Short task
Identify the lines that contain the string "components" and copy all of them.
----- Supplied information -----
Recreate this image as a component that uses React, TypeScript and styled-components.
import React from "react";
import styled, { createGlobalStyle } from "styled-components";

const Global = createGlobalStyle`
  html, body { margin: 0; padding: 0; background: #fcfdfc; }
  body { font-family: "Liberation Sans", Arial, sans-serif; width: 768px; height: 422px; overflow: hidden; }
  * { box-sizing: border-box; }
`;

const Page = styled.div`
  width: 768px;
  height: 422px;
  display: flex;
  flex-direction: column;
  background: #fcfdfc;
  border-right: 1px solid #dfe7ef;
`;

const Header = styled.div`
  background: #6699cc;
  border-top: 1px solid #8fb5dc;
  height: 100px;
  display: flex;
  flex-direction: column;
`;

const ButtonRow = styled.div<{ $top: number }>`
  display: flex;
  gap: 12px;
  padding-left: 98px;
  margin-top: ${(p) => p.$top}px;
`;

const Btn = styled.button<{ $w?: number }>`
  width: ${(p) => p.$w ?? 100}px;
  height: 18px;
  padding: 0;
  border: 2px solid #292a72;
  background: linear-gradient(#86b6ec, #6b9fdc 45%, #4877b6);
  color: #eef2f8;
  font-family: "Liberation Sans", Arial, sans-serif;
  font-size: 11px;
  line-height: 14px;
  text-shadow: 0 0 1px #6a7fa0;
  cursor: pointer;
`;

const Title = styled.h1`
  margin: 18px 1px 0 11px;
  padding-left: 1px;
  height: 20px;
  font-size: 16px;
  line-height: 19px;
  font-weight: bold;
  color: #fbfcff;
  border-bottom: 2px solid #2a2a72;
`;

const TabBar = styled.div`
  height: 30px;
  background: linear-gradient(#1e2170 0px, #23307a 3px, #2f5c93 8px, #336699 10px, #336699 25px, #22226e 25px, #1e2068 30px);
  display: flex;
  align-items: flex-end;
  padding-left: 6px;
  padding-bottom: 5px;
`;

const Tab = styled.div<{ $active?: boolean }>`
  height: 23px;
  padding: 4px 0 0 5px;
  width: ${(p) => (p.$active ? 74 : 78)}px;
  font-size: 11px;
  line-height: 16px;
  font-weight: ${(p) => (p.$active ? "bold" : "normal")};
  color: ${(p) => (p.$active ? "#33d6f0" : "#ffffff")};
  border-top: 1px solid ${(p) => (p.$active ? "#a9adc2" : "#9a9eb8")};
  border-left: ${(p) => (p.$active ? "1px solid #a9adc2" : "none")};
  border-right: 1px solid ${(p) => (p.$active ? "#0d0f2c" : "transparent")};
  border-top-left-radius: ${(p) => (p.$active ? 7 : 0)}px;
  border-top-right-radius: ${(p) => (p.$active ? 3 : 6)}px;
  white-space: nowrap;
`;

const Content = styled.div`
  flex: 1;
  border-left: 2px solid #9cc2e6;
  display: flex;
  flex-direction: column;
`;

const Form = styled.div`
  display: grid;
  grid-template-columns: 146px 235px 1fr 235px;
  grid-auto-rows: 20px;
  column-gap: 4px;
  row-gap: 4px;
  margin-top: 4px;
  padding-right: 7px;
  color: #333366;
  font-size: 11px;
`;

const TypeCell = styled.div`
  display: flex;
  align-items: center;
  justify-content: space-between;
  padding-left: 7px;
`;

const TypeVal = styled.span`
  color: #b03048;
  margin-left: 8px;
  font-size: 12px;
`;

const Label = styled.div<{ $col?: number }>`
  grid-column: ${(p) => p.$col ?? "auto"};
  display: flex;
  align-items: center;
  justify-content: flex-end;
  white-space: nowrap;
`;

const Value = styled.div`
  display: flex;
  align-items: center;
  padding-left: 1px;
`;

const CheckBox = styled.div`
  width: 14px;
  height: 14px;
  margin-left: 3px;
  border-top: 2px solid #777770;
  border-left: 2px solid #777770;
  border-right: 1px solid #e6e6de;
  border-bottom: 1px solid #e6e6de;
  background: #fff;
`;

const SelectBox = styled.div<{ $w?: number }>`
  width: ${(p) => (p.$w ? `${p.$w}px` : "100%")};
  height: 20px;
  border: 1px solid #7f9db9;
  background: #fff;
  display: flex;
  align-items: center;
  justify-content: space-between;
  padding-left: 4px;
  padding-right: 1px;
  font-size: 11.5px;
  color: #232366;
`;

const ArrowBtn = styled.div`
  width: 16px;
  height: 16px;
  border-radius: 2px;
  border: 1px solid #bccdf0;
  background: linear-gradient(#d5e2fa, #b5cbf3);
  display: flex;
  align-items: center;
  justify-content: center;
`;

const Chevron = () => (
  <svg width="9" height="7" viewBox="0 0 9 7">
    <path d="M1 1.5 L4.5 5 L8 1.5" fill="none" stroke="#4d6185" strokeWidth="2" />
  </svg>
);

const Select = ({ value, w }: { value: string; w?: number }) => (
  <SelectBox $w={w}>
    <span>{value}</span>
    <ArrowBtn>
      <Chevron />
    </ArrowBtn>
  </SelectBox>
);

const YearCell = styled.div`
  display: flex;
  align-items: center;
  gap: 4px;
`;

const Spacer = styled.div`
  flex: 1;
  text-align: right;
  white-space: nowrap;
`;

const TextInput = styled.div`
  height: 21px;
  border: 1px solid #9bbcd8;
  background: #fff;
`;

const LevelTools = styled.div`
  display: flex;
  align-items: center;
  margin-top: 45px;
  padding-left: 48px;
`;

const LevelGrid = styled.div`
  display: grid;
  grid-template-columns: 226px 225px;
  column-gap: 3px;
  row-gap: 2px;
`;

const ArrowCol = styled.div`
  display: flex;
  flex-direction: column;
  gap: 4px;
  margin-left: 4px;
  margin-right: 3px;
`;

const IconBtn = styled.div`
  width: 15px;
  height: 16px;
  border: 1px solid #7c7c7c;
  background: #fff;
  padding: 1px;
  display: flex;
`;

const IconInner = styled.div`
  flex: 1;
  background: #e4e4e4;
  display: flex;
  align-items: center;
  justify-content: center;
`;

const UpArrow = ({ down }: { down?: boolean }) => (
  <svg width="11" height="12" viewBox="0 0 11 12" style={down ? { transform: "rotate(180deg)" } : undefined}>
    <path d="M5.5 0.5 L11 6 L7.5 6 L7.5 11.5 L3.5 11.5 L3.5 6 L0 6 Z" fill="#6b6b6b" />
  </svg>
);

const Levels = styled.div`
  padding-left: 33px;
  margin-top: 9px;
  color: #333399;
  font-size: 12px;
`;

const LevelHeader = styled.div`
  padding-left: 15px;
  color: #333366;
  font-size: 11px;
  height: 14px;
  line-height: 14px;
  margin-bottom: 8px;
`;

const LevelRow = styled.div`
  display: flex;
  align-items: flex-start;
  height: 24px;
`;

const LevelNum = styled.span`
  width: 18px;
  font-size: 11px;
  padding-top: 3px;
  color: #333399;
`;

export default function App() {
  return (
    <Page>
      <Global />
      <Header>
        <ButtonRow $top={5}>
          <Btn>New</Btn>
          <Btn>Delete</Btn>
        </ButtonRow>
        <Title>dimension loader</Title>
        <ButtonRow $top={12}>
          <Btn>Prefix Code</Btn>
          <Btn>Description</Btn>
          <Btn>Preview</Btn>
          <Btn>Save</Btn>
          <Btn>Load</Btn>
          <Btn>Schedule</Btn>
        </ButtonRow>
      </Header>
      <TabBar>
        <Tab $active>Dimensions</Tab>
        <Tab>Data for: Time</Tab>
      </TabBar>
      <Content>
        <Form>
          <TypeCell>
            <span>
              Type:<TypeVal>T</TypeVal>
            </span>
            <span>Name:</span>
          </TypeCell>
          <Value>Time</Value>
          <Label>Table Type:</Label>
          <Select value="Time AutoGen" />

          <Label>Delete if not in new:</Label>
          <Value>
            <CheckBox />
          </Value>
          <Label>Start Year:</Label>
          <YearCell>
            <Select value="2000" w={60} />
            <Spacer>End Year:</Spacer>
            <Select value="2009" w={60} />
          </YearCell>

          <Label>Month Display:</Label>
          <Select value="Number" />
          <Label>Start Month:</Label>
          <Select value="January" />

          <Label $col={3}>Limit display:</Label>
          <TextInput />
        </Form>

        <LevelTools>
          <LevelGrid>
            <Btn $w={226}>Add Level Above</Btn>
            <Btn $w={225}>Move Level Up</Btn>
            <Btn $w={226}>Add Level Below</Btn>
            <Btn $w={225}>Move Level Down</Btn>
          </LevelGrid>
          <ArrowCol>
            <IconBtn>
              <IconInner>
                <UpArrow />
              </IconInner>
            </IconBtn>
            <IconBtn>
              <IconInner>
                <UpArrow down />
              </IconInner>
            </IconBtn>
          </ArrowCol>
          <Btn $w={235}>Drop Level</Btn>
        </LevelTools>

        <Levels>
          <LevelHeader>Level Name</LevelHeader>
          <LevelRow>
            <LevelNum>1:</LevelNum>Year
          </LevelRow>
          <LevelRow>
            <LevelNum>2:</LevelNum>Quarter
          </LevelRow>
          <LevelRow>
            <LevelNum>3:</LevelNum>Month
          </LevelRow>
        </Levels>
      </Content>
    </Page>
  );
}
-----
Answer to the problem
Recreate this image as a component that uses React, TypeScript and styled-components.
import styled, { createGlobalStyle } from "styled-components";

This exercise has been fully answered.